Task details:
Please output every line of the material as it stands, without the pictures.

Dataset section:
--- Start ---
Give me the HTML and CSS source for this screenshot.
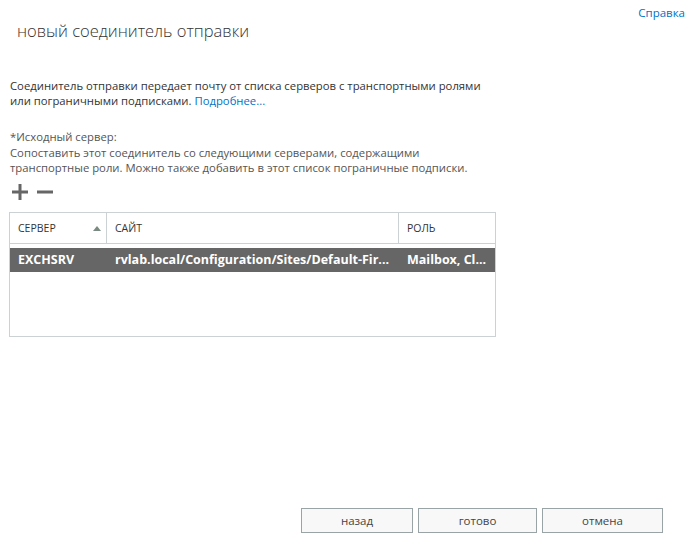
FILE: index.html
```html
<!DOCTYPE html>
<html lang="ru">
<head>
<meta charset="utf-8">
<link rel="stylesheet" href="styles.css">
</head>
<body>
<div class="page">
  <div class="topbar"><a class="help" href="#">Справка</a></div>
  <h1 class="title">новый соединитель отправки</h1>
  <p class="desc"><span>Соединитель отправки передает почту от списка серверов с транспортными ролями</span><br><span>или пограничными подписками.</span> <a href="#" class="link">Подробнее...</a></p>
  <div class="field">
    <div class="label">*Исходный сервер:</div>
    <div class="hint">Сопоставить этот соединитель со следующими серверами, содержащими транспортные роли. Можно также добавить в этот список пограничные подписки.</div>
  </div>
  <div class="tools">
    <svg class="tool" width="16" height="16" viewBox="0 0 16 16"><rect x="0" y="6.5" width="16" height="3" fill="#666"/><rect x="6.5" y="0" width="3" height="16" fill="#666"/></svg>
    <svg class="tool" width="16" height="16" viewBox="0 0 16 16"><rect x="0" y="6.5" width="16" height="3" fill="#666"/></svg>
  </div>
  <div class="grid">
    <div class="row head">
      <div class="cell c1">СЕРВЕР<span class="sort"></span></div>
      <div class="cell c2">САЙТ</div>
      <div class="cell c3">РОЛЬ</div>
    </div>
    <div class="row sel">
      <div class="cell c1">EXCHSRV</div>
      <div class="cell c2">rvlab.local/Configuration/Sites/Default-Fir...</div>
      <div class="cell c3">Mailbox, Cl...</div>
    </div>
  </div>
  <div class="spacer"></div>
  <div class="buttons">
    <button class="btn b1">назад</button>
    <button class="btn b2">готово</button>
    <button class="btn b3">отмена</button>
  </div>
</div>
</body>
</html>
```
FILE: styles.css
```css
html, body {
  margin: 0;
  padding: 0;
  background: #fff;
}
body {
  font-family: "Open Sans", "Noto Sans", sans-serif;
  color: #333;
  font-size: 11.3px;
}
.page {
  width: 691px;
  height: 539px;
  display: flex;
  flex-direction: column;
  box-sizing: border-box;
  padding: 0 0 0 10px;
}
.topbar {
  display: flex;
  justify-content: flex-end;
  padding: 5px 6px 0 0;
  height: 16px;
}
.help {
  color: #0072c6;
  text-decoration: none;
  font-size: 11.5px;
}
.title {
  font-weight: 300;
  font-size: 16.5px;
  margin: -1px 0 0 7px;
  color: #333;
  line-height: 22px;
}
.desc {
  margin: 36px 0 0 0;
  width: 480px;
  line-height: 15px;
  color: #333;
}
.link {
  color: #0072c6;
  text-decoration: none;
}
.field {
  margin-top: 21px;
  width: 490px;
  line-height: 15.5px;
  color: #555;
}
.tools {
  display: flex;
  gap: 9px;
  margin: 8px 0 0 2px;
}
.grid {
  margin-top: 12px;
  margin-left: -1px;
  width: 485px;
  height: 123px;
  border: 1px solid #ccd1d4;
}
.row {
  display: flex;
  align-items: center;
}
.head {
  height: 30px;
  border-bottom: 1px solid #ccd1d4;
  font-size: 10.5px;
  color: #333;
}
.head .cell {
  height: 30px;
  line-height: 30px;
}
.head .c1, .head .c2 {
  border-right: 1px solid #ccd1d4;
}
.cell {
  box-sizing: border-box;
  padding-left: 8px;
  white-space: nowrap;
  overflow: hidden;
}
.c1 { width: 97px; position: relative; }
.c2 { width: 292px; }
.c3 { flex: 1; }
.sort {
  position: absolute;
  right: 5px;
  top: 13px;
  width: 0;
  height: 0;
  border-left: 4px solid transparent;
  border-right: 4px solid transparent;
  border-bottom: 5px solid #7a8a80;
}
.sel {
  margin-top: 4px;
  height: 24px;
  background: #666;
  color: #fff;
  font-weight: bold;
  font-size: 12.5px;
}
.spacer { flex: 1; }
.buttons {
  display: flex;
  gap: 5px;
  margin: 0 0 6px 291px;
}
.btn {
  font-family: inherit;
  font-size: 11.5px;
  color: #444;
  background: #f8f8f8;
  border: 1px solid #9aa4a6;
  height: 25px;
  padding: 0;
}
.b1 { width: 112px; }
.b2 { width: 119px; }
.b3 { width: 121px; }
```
--- End ---
Task answer:
Give me the HTML and CSS source for this screenshot.
FILE: index.html
```html
<!DOCTYPE html>
<html lang="ru">
<head>
<meta charset="utf-8">
<link rel="stylesheet" href="styles.css">
</head>
<body>
<div class="page">
  <div class="topbar"><a class="help" href="#">Справка</a></div>
  <h1 class="title">новый соединитель отправки</h1>
  <p class="desc"><span>Соединитель отправки передает почту от списка серверов с транспортными ролями</span><br><span>или пограничными подписками.</span> <a href="#" class="link">Подробнее...</a></p>
  <div class="field">
    <div class="label">*Исходный сервер:</div>
    <div class="hint">Сопоставить этот соединитель со следующими серверами, содержащими транспортные роли. Можно также добавить в этот список пограничные подписки.</div>
  </div>
  <div class="tools">
    <svg class="tool" width="16" height="16" viewBox="0 0 16 16"><rect x="0" y="6.5" width="16" height="3" fill="#666"/><rect x="6.5" y="0" width="3" height="16" fill="#666"/></svg>
    <svg class="tool" width="16" height="16" viewBox="0 0 16 16"><rect x="0" y="6.5" width="16" height="3" fill="#666"/></svg>
  </div>
  <div class="grid">
    <div class="row head">
      <div class="cell c1">СЕРВЕР<span class="sort"></span></div>
      <div class="cell c2">САЙТ</div>
      <div class="cell c3">РОЛЬ</div>
    </div>
    <div class="row sel">
      <div class="cell c1">EXCHSRV</div>
      <div class="cell c2">rvlab.local/Configuration/Sites/Default-Fir...</div>
      <div class="cell c3">Mailbox, Cl...</div>
    </div>
  </div>
  <div class="spacer"></div>
  <div class="buttons">
    <button class="btn b1">назад</button>
    <button class="btn b2">готово</button>
    <button class="btn b3">отмена</button>
  </div>
</div>
</body>
</html>
```
FILE: styles.css
```css
html, body {
  margin: 0;
  padding: 0;
  background: #fff;
}
body {
  font-family: "Open Sans", "Noto Sans", sans-serif;
  color: #333;
  font-size: 11.3px;
}
.page {
  width: 691px;
  height: 539px;
  display: flex;
  flex-direction: column;
  box-sizing: border-box;
  padding: 0 0 0 10px;
}
.topbar {
  display: flex;
  justify-content: flex-end;
  padding: 5px 6px 0 0;
  height: 16px;
}
.help {
  color: #0072c6;
  text-decoration: none;
  font-size: 11.5px;
}
.title {
  font-weight: 300;
  font-size: 16.5px;
  margin: -1px 0 0 7px;
  color: #333;
  line-height: 22px;
}
.desc {
  margin: 36px 0 0 0;
  width: 480px;
  line-height: 15px;
  color: #333;
}
.link {
  color: #0072c6;
  text-decoration: none;
}
.field {
  margin-top: 21px;
  width: 490px;
  line-height: 15.5px;
  color: #555;
}
.tools {
  display: flex;
  gap: 9px;
  margin: 8px 0 0 2px;
}
.grid {
  margin-top: 12px;
  margin-left: -1px;
  width: 485px;
  height: 123px;
  border: 1px solid #ccd1d4;
}
.row {
  display: flex;
  align-items: center;
}
.head {
  height: 30px;
  border-bottom: 1px solid #ccd1d4;
  font-size: 10.5px;
  color: #333;
}
.head .cell {
  height: 30px;
  line-height: 30px;
}
.head .c1, .head .c2 {
  border-right: 1px solid #ccd1d4;
}
.cell {
  box-sizing: border-box;
  padding-left: 8px;
  white-space: nowrap;
  overflow: hidden;
}
.c1 { width: 97px; position: relative; }
.c2 { width: 292px; }
.c3 { flex: 1; }
.sort {
  position: absolute;
  right: 5px;
  top: 13px;
  width: 0;
  height: 0;
  border-left: 4px solid transparent;
  border-right: 4px solid transparent;
  border-bottom: 5px solid #7a8a80;
}
.sel {
  margin-top: 4px;
  height: 24px;
  background: #666;
  color: #fff;
  font-weight: bold;
  font-size: 12.5px;
}
.spacer { flex: 1; }
.buttons {
  display: flex;
  gap: 5px;
  margin: 0 0 6px 291px;
}
.btn {
  font-family: inherit;
  font-size: 11.5px;
  color: #444;
  background: #f8f8f8;
  border: 1px solid #9aa4a6;
  height: 25px;
  padding: 0;
}
.b1 { width: 112px; }
.b2 { width: 119px; }
.b3 { width: 121px; }
```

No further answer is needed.